The trick to orchestrating a successful scam, Bowles continued, was in thinking three moves ahead, like a chess player. “You got to give your mark someplace to run. You got to get him to go where you want him to go.”

One day at lunch, Bowles pointed to an unlikely pair of inmates sitting together at a nearby table. One
was a bearded, long-haired former biker and convicted killer, the other a thin clean-shaven man in his mid-thirties. Bowles explained that the biker was being paid to be the thin inmate’s bodyguard. It seems the two men had arrived at Leavenworth a few months earlier aboard the same bus, and while they were being held on the fish tier, they became friends. Most nights, the biker stopped by the other man’s cell just to chat. A short time after both were released into the main prison population, two thugs burst into the thin inmate’s cell, knocked him to the floor, put a knife to his throat, and told him they were going to rape him. As they were pulling off his pants, the biker came along for one of his nightly visits and scared off the thugs. The terrified younger man realized that he needed someone to protect him, so he hired the biker. Each week, the thin inmate’s brother, who owned a small manufacturing plant in the Midwest, deposited a check into a savings account for the biker.

What few inmates knew was that the biker, whom Bowles had known off and on for years, had paid the two thugs to terrorize the other man. During one of their first conversations, the thin inmate had foolishly mentioned that his brother was a successful businessman, and from that moment on, the biker had looked for a way to extort money from him.

“You see, he gave the mark someplace to run, a way out of the corner, and the mark did exactly what he was supposed to do,” Bowles explained.

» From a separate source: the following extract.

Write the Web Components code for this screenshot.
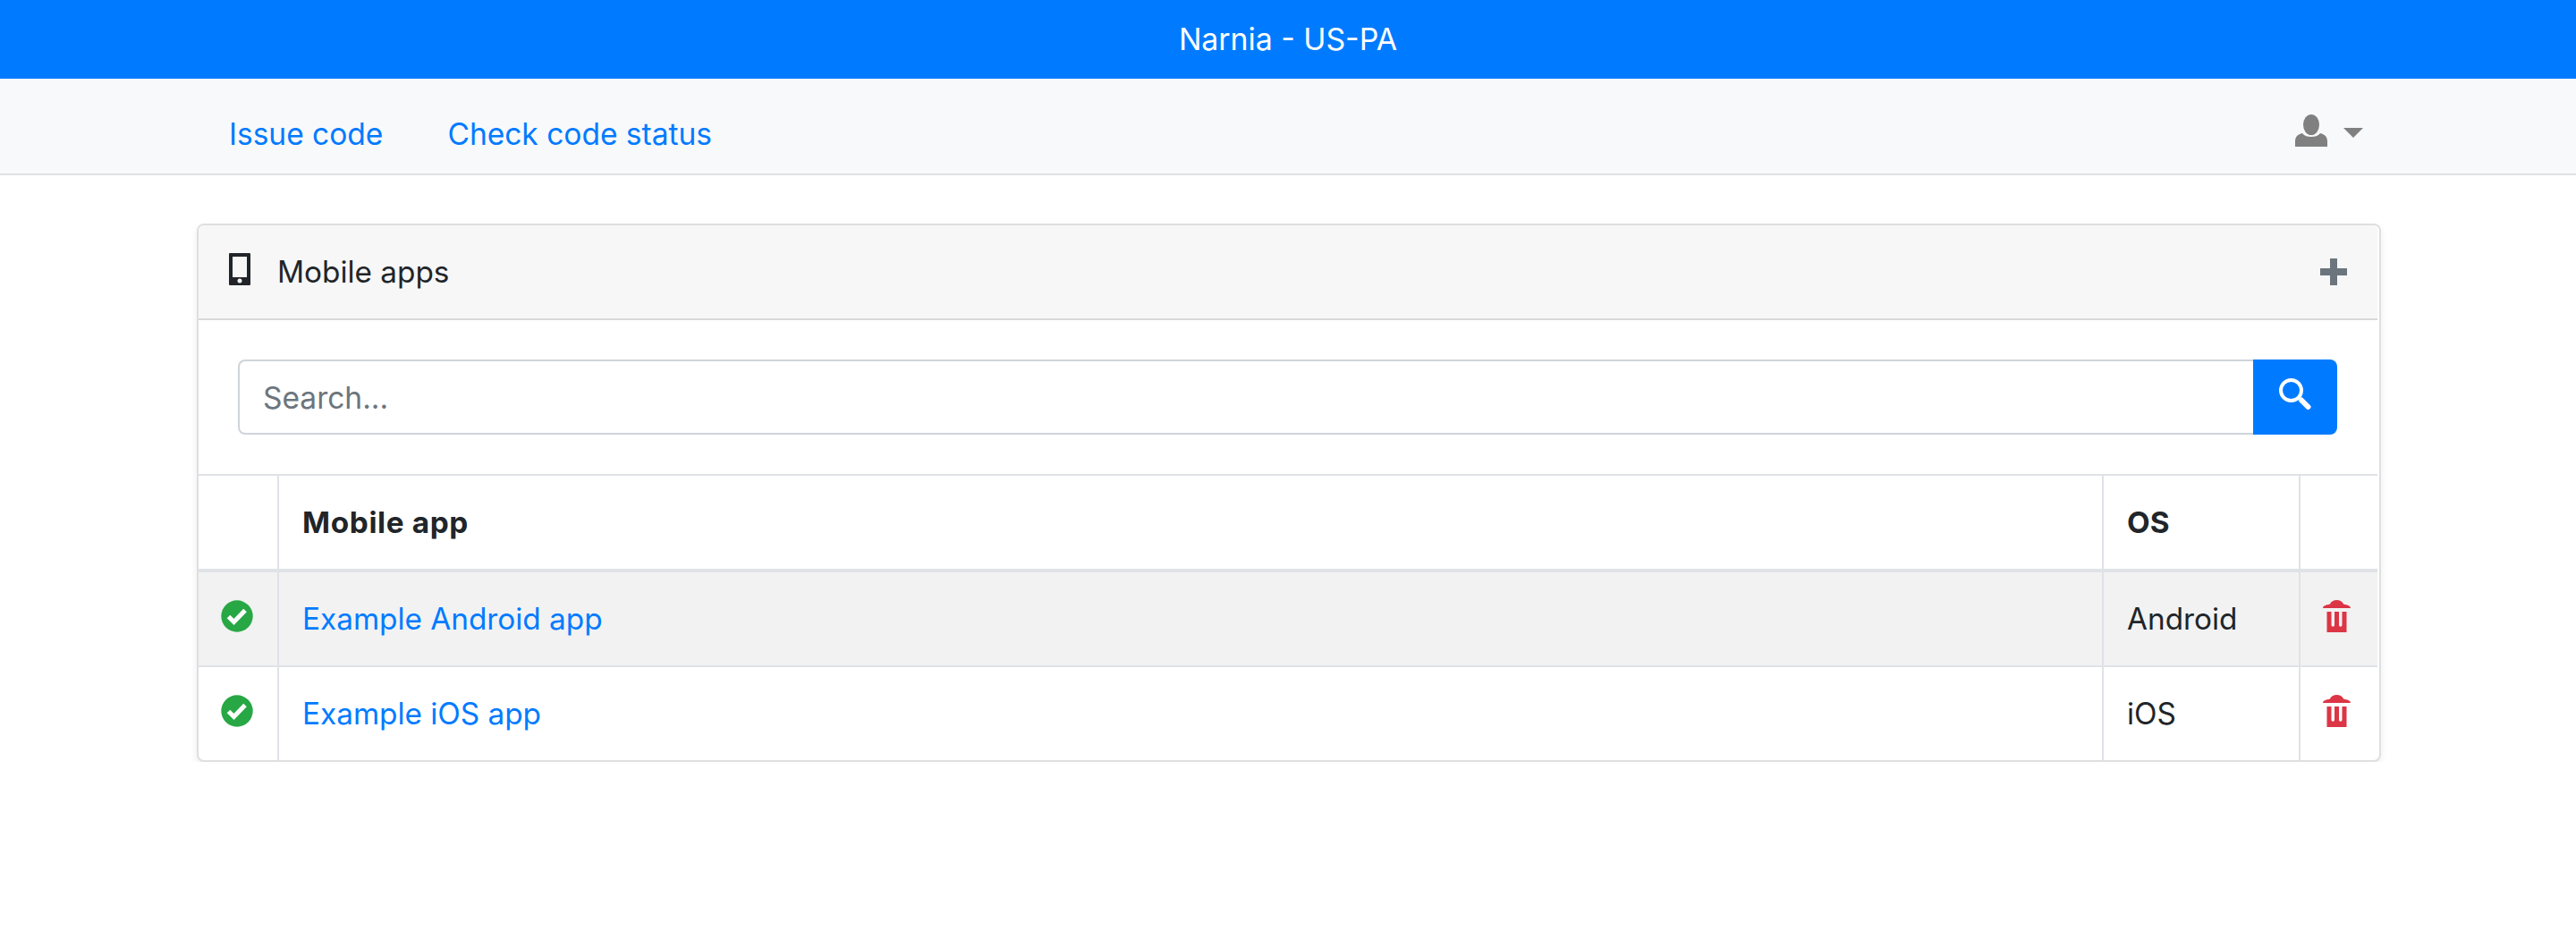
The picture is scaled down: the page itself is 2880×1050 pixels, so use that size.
<!DOCTYPE html>
<html><head><meta charset="utf-8"><title>Narnia</title>
<style>
html,body{margin:0;padding:0;background:#fff}
body{font:33.3px/48px Inter,"Liberation Sans",sans-serif;color:#212529;-webkit-font-smoothing:antialiased}
</style></head><body>
<brand-bar>Narnia - US-PA</brand-bar>
<nav-bar>
  <nav-link>Issue code</nav-link>
  <nav-link>Check code status</nav-link>
  <user-menu slot="end"></user-menu>
</nav-bar>
<page-main>
  <app-card>
    <svg slot="icon" width="24" height="36" viewBox="0 0 24 36"><path fill="#212529" fill-rule="evenodd" d="M1 0h22a1 1 0 0 1 1 1v34a1 1 0 0 1-1 1H1a1 1 0 0 1-1-1V1a1 1 0 0 1 1-1zM4 4v23h16V4zM12 28.500a2.500 2.500 0 1 0 0 5 2.500 2.500 0 0 0 0-5z"/></svg>
    <span slot="title">Mobile apps</span>
    <svg slot="action" width="30" height="30" viewBox="0 0 30 30"><path fill="#6c757d" d="M11 0h8v11h11v8H19v11h-8V19H0v-8h11z"/></svg>
    <search-box></search-box>
    <table-row kind="head"><b slot="name" style="letter-spacing:.65px">Mobile app</b><b slot="os">OS</b></table-row>
    <table-row kind="stripe" status delete><a-link slot="name">Example Android app</a-link><span slot="os">Android</span></table-row>
    <table-row status delete><a-link slot="name">Example iOS app</a-link><span slot="os">iOS</span></table-row>
  </app-card>
</page-main>
<script>
function def(name, html, setup){
  customElements.define(name, class extends HTMLElement{
    constructor(){super();this.attachShadow({mode:'open'}).innerHTML=html;}
    connectedCallback(){ if(setup) setup.call(this); }
  });
}
def('brand-bar',`<style>:host{display:flex;justify-content:center;align-items:center;height:88px;background:#007bff;color:#fff;font-size:33.8px}</style><slot></slot>`);
def('nav-bar',`<style>:host{display:flex;align-items:center;height:108px;box-sizing:border-box;background:#f8f9fa;border-bottom:2px solid #dfe1e4;padding:18px 218px 0 220px}
.l{display:flex;flex:1}</style><div class="l"><slot></slot></div><slot name="end"></slot>`);
def('nav-link',`<style>:host{display:block;padding:0 36px;margin-right:0;color:#007bff;font-size:33.5px}</style><slot></slot>`);
def('user-menu',`<style>:host{display:flex;align-items:center;gap:18px;padding:0 20px 8px 0}svg{display:block}.c{margin-top:5px}</style>
<svg width="36" height="36" viewBox="0 0 36 36"><ellipse cx="18" cy="11.500" rx="9" ry="11.500" fill="#808080"/><path fill="#808080" d="M0 36v-6c0-5 3-8 8-9 2.500 3 6 4 10 4s7.500-1 10-4c5 1 8 4 8 9v6z"/></svg>
<svg class="c" width="22" height="11" viewBox="0 0 22 11"><path fill="#808080" d="M0 0h22L11 11z"/></svg>`);
def('page-main',`<style>:host{display:block;padding:54px 218px 0 220px}</style><slot></slot>`);
def('app-card',`<style>:host{display:block;background:#fff;border:2px solid #dfdfdf;border-radius:8px;box-shadow:0 4px 8px rgba(0,0,0,.075)}
.wrap{margin-right:2px}
header{display:flex;align-items:center;height:104px;background:#f7f7f7;border-bottom:2px solid #d8d8d8;padding:0 34px;border-radius:6px 6px 0 0}
.i{display:flex;margin-right:30px;margin-top:-7px}.a{margin-left:auto;display:flex}.t{flex:1}
</style><div class="wrap"><header><span class="i"><slot name="icon"></slot></span><span class="t"><slot name="title"></slot></span><span class="a"><slot name="action"></slot></span></header><slot></slot></div>`);
def('search-box',`<style>:host{display:flex;padding:44px 45px 44px 44px;height:84px}
input{flex:1;box-sizing:border-box;height:84px;min-width:0;border:2px solid #ced4da;border-right:0;border-radius:8px 0 0 8px;padding:2px 26px 0;font:inherit;font-size:33.500px;color:#495057;outline:0;background:#fff}
input::placeholder{color:#6c757d;opacity:1}
.b{width:94px;height:84px;flex:none;background:#007bff;border-radius:0 8px 8px 0;display:flex;align-items:center;justify-content:center}
svg{margin-top:-7px}
</style><input placeholder="Search..."><div class="b"><svg width="36" height="36" viewBox="0 0 36 36"><circle cx="13.500" cy="13.500" r="11.500" fill="none" stroke="#fff" stroke-width="4"/><path d="M25 24.500l7.500 7.500" stroke="#fff" stroke-width="6" stroke-linecap="round"/></svg></div>`);
def('a-link',`<style>:host{color:#007bff}</style><slot></slot>`);
const trash=`<svg width="31" height="36" viewBox="0 0 31 36"><path fill="#dc3545" d="M0 9C0 6.500 3 5.500 8 4.500 9 1.500 12 0 15.500 0S22 1.500 23 4.500C28 5.500 31 6.500 31 9z"/><path fill="#dc3545" fill-rule="evenodd" d="M4.500 13h22v23h-22zM9.500 13v15a1.750 1.750 0 0 0 3.500 0V13zm8.500 0v15a1.750 1.750 0 0 0 3.500 0V13z"/></svg>`;
const check=`<svg width="36" height="36" viewBox="0 0 36 36"><circle cx="18" cy="18" r="17.700" fill="#28a745"/><path d="M8.500 18.500l6 6L27 11.500" fill="none" stroke="#fff" stroke-width="5"/></svg>`;
def('table-row',`<style>:host{display:grid;grid-template-columns:90px 2040px 220px 86px;border-top:2px solid #dfe2e6;height:104px}
:host([kind=head]){border-bottom:4px solid #dfe2e6}
:host([kind=stripe]){background:#f2f2f2;border-top:0}
.c{box-sizing:border-box;border-right:2px solid #dfe2e6;display:flex;align-items:center;padding:0 26px}
.c:last-child{border-right:0}
.s{padding:0 0 7px 25px}.d{padding:0 0 7px 25px}
</style><div class="c s" id="s"></div><div class="c"><slot name="name"></slot></div><div class="c"><slot name="os"></slot></div><div class="c d" id="d"></div>`,function(){
  if(this.hasAttribute('status'))this.shadowRoot.getElementById('s').innerHTML=check;
  if(this.hasAttribute('delete'))this.shadowRoot.getElementById('d').innerHTML=trash;
});
</script></body></html>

When Little first met Bowles, the seasoned convict promised to tell him the secret of being able to walk around in the Hot House without being victimized. This is what Bowles said: “You got to learn how to draw a line. If some guy insults you every time you step out of your cell, first you got to ask yourself, ‘Is it me? Have I done something to deserve this disrespect?’ If you haven’t done anything, then you know he is trying to run over you and you must take it to him immediately. Get right in his face. ‘Hey, what the hell is going on here?
Are you trying to fuck me? What is your problem, man? Look, we both got numbers in here, and hey, I’m willing to move halfway for you, but you have to move halfway for me. Now if you ain’t willing to do that, motherfucker, then you won’t be on this tier much longer.’

“That is all you have to do because that is what is reasonable. You gave him an out. You said you’d move halfway. But you drew a line, and if you aren’t willing to draw that line and tell that motherfucker that you will make him pay if he crosses it, then you got no principles, you got no standing in here, you got no word, and you got no credibility.”

Bowles had never read any books by Wall Street tycoons on the art of deal-making, but he understood raw power. “The only time a guy is going to pull up,” he explained, “is if he thinks fucking with you is going to cost him more than he will gain.

“I’ve never had to stab another man in prison,” Bowles continued, “and I ain’t no beefed-up, big motherfucker. But I’ve always made it perfectly clear that if you try to hurt me or kill me, I’m not going to hesitate. I’m going to walk into one of those prison factories and I’m going to get myself a big hatchet and I’m going to walk right down center hall and no one, no one at all, is going to try to stop me unless he is a complete idiot. I will cut off your head with that ax and I’ll pay whatever consequences society demands, but there should never be the slightest fucking doubt in anyone’s mind that I will do that. Ever.”